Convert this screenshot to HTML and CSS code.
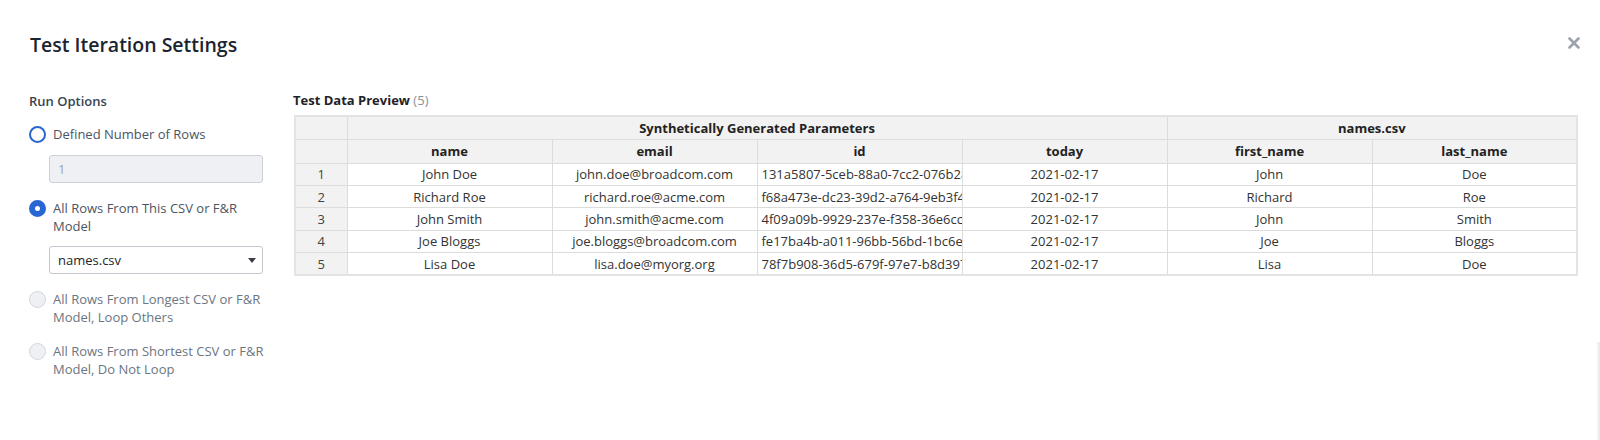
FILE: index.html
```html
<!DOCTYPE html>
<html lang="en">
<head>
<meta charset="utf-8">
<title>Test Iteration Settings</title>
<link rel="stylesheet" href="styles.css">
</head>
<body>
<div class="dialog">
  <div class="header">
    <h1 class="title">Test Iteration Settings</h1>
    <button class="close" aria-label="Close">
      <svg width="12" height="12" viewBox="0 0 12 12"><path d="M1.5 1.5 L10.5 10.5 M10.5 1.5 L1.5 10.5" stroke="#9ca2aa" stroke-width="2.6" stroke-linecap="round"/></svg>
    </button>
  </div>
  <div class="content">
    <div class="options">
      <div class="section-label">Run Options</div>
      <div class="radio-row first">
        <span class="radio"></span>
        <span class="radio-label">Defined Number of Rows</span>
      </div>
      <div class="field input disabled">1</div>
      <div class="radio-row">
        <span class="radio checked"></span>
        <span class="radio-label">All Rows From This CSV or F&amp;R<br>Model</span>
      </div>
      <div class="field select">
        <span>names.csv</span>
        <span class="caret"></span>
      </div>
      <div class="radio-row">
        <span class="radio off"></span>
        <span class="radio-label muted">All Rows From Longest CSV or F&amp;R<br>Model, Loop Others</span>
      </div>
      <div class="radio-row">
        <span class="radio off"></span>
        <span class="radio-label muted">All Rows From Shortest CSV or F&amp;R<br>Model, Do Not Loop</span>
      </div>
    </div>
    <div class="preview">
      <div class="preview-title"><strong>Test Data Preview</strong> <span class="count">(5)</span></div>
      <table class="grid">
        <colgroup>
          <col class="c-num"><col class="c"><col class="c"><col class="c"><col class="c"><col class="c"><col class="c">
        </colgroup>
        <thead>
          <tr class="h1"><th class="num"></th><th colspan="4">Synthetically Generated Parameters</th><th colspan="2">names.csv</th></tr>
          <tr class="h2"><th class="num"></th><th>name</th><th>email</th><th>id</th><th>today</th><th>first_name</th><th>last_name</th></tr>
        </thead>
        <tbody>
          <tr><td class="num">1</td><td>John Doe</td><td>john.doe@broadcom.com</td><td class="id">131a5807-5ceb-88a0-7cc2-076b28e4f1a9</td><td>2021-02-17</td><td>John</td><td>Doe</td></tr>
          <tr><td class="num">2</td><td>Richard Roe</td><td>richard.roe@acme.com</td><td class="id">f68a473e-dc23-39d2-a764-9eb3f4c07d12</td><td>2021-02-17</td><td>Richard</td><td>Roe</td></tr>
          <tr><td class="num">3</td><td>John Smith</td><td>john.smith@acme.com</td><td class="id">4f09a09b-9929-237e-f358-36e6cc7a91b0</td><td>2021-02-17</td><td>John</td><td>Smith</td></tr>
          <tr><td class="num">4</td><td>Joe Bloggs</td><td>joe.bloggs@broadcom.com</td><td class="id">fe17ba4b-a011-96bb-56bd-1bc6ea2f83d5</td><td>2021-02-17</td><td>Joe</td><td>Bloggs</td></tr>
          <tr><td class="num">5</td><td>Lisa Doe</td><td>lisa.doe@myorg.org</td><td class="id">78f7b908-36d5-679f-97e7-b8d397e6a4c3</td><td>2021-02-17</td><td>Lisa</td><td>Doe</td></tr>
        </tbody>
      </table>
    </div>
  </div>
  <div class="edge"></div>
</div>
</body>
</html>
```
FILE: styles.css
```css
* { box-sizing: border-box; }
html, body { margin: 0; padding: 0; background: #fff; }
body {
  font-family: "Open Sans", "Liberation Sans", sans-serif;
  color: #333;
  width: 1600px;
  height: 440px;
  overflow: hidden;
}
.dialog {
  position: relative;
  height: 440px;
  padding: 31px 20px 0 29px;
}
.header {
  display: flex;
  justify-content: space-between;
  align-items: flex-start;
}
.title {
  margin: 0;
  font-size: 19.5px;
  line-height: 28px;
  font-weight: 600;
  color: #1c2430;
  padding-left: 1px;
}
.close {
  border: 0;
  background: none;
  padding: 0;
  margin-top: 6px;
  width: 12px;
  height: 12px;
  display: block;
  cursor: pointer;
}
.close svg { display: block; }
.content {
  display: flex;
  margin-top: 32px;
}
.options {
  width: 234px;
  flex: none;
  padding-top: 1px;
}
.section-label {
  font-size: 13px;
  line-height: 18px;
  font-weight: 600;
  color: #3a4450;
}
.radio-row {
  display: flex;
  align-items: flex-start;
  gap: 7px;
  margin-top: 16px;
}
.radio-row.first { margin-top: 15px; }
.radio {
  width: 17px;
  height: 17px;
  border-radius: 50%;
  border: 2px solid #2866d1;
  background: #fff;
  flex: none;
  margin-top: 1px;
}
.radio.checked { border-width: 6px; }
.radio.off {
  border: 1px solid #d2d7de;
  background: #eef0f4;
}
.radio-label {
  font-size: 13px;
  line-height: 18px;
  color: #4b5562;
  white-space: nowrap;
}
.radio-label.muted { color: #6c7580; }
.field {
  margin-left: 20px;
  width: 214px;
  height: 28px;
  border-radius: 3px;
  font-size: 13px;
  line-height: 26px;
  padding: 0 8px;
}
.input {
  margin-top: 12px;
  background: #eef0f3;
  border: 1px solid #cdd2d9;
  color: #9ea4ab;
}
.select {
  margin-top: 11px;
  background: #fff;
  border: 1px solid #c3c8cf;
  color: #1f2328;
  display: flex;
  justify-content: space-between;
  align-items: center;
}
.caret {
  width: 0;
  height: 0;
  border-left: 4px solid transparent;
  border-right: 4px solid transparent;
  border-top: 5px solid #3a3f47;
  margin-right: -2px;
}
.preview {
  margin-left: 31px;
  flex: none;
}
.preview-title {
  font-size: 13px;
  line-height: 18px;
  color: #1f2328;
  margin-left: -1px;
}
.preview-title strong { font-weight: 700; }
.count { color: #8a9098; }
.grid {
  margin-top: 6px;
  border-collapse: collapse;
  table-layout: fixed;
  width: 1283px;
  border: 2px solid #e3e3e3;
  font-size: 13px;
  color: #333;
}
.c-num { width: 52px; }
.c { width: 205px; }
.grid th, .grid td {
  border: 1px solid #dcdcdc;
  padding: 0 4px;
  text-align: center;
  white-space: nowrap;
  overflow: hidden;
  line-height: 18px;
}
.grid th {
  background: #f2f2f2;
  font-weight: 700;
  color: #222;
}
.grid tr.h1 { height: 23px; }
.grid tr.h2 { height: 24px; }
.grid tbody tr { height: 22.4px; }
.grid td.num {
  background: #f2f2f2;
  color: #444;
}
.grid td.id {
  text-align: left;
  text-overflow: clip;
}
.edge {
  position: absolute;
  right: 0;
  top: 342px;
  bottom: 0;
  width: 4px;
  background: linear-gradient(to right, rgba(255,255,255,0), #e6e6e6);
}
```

■ ■ ■ ■ ■ ■ ■

Your instructions — Omitting all images, print the listing exactly.

Answer for this exercise —
Convert this screenshot to HTML and CSS code.
FILE: index.html
```html
<!DOCTYPE html>
<html lang="en">
<head>
<meta charset="utf-8">
<title>Test Iteration Settings</title>
<link rel="stylesheet" href="styles.css">
</head>
<body>
<div class="dialog">
  <div class="header">
    <h1 class="title">Test Iteration Settings</h1>
    <button class="close" aria-label="Close">
      <svg width="12" height="12" viewBox="0 0 12 12"><path d="M1.5 1.5 L10.5 10.5 M10.5 1.5 L1.5 10.5" stroke="#9ca2aa" stroke-width="2.6" stroke-linecap="round"/></svg>
    </button>
  </div>
  <div class="content">
    <div class="options">
      <div class="section-label">Run Options</div>
      <div class="radio-row first">
        <span class="radio"></span>
        <span class="radio-label">Defined Number of Rows</span>
      </div>
      <div class="field input disabled">1</div>
      <div class="radio-row">
        <span class="radio checked"></span>
        <span class="radio-label">All Rows From This CSV or F&amp;R<br>Model</span>
      </div>
      <div class="field select">
        <span>names.csv</span>
        <span class="caret"></span>
      </div>
      <div class="radio-row">
        <span class="radio off"></span>
        <span class="radio-label muted">All Rows From Longest CSV or F&amp;R<br>Model, Loop Others</span>
      </div>
      <div class="radio-row">
        <span class="radio off"></span>
        <span class="radio-label muted">All Rows From Shortest CSV or F&amp;R<br>Model, Do Not Loop</span>
      </div>
    </div>
    <div class="preview">
      <div class="preview-title"><strong>Test Data Preview</strong> <span class="count">(5)</span></div>
      <table class="grid">
        <colgroup>
          <col class="c-num"><col class="c"><col class="c"><col class="c"><col class="c"><col class="c"><col class="c">
        </colgroup>
        <thead>
          <tr class="h1"><th class="num"></th><th colspan="4">Synthetically Generated Parameters</th><th colspan="2">names.csv</th></tr>
          <tr class="h2"><th class="num"></th><th>name</th><th>email</th><th>id</th><th>today</th><th>first_name</th><th>last_name</th></tr>
        </thead>
        <tbody>
          <tr><td class="num">1</td><td>John Doe</td><td>john.doe@broadcom.com</td><td class="id">131a5807-5ceb-88a0-7cc2-076b28e4f1a9</td><td>2021-02-17</td><td>John</td><td>Doe</td></tr>
          <tr><td class="num">2</td><td>Richard Roe</td><td>richard.roe@acme.com</td><td class="id">f68a473e-dc23-39d2-a764-9eb3f4c07d12</td><td>2021-02-17</td><td>Richard</td><td>Roe</td></tr>
          <tr><td class="num">3</td><td>John Smith</td><td>john.smith@acme.com</td><td class="id">4f09a09b-9929-237e-f358-36e6cc7a91b0</td><td>2021-02-17</td><td>John</td><td>Smith</td></tr>
          <tr><td class="num">4</td><td>Joe Bloggs</td><td>joe.bloggs@broadcom.com</td><td class="id">fe17ba4b-a011-96bb-56bd-1bc6ea2f83d5</td><td>2021-02-17</td><td>Joe</td><td>Bloggs</td></tr>
          <tr><td class="num">5</td><td>Lisa Doe</td><td>lisa.doe@myorg.org</td><td class="id">78f7b908-36d5-679f-97e7-b8d397e6a4c3</td><td>2021-02-17</td><td>Lisa</td><td>Doe</td></tr>
        </tbody>
      </table>
    </div>
  </div>
  <div class="edge"></div>
</div>
</body>
</html>
```
FILE: styles.css
```css
* { box-sizing: border-box; }
html, body { margin: 0; padding: 0; background: #fff; }
body {
  font-family: "Open Sans", "Liberation Sans", sans-serif;
  color: #333;
  width: 1600px;
  height: 440px;
  overflow: hidden;
}
.dialog {
  position: relative;
  height: 440px;
  padding: 31px 20px 0 29px;
}
.header {
  display: flex;
  justify-content: space-between;
  align-items: flex-start;
}
.title {
  margin: 0;
  font-size: 19.5px;
  line-height: 28px;
  font-weight: 600;
  color: #1c2430;
  padding-left: 1px;
}
.close {
  border: 0;
  background: none;
  padding: 0;
  margin-top: 6px;
  width: 12px;
  height: 12px;
  display: block;
  cursor: pointer;
}
.close svg { display: block; }
.content {
  display: flex;
  margin-top: 32px;
}
.options {
  width: 234px;
  flex: none;
  padding-top: 1px;
}
.section-label {
  font-size: 13px;
  line-height: 18px;
  font-weight: 600;
  color: #3a4450;
}
.radio-row {
  display: flex;
  align-items: flex-start;
  gap: 7px;
  margin-top: 16px;
}
.radio-row.first { margin-top: 15px; }
.radio {
  width: 17px;
  height: 17px;
  border-radius: 50%;
  border: 2px solid #2866d1;
  background: #fff;
  flex: none;
  margin-top: 1px;
}
.radio.checked { border-width: 6px; }
.radio.off {
  border: 1px solid #d2d7de;
  background: #eef0f4;
}
.radio-label {
  font-size: 13px;
  line-height: 18px;
  color: #4b5562;
  white-space: nowrap;
}
.radio-label.muted { color: #6c7580; }
.field {
  margin-left: 20px;
  width: 214px;
  height: 28px;
  border-radius: 3px;
  font-size: 13px;
  line-height: 26px;
  padding: 0 8px;
}
.input {
  margin-top: 12px;
  background: #eef0f3;
  border: 1px solid #cdd2d9;
  color: #9ea4ab;
}
.select {
  margin-top: 11px;
  background: #fff;
  border: 1px solid #c3c8cf;
  color: #1f2328;
  display: flex;
  justify-content: space-between;
  align-items: center;
}
.caret {
  width: 0;
  height: 0;
  border-left: 4px solid transparent;
  border-right: 4px solid transparent;
  border-top: 5px solid #3a3f47;
  margin-right: -2px;
}
.preview {
  margin-left: 31px;
  flex: none;
}
.preview-title {
  font-size: 13px;
  line-height: 18px;
  color: #1f2328;
  margin-left: -1px;
}
.preview-title strong { font-weight: 700; }
.count { color: #8a9098; }
.grid {
  margin-top: 6px;
  border-collapse: collapse;
  table-layout: fixed;
  width: 1283px;
  border: 2px solid #e3e3e3;
  font-size: 13px;
  color: #333;
}
.c-num { width: 52px; }
.c { width: 205px; }
.grid th, .grid td {
  border: 1px solid #dcdcdc;
  padding: 0 4px;
  text-align: center;
  white-space: nowrap;
  overflow: hidden;
  line-height: 18px;
}
.grid th {
  background: #f2f2f2;
  font-weight: 700;
  color: #222;
}
.grid tr.h1 { height: 23px; }
.grid tr.h2 { height: 24px; }
.grid tbody tr { height: 22.4px; }
.grid td.num {
  background: #f2f2f2;
  color: #444;
}
.grid td.id {
  text-align: left;
  text-overflow: clip;
}
.edge {
  position: absolute;
  right: 0;
  top: 342px;
  bottom: 0;
  width: 4px;
  background: linear-gradient(to right, rgba(255,255,255,0), #e6e6e6);
}
```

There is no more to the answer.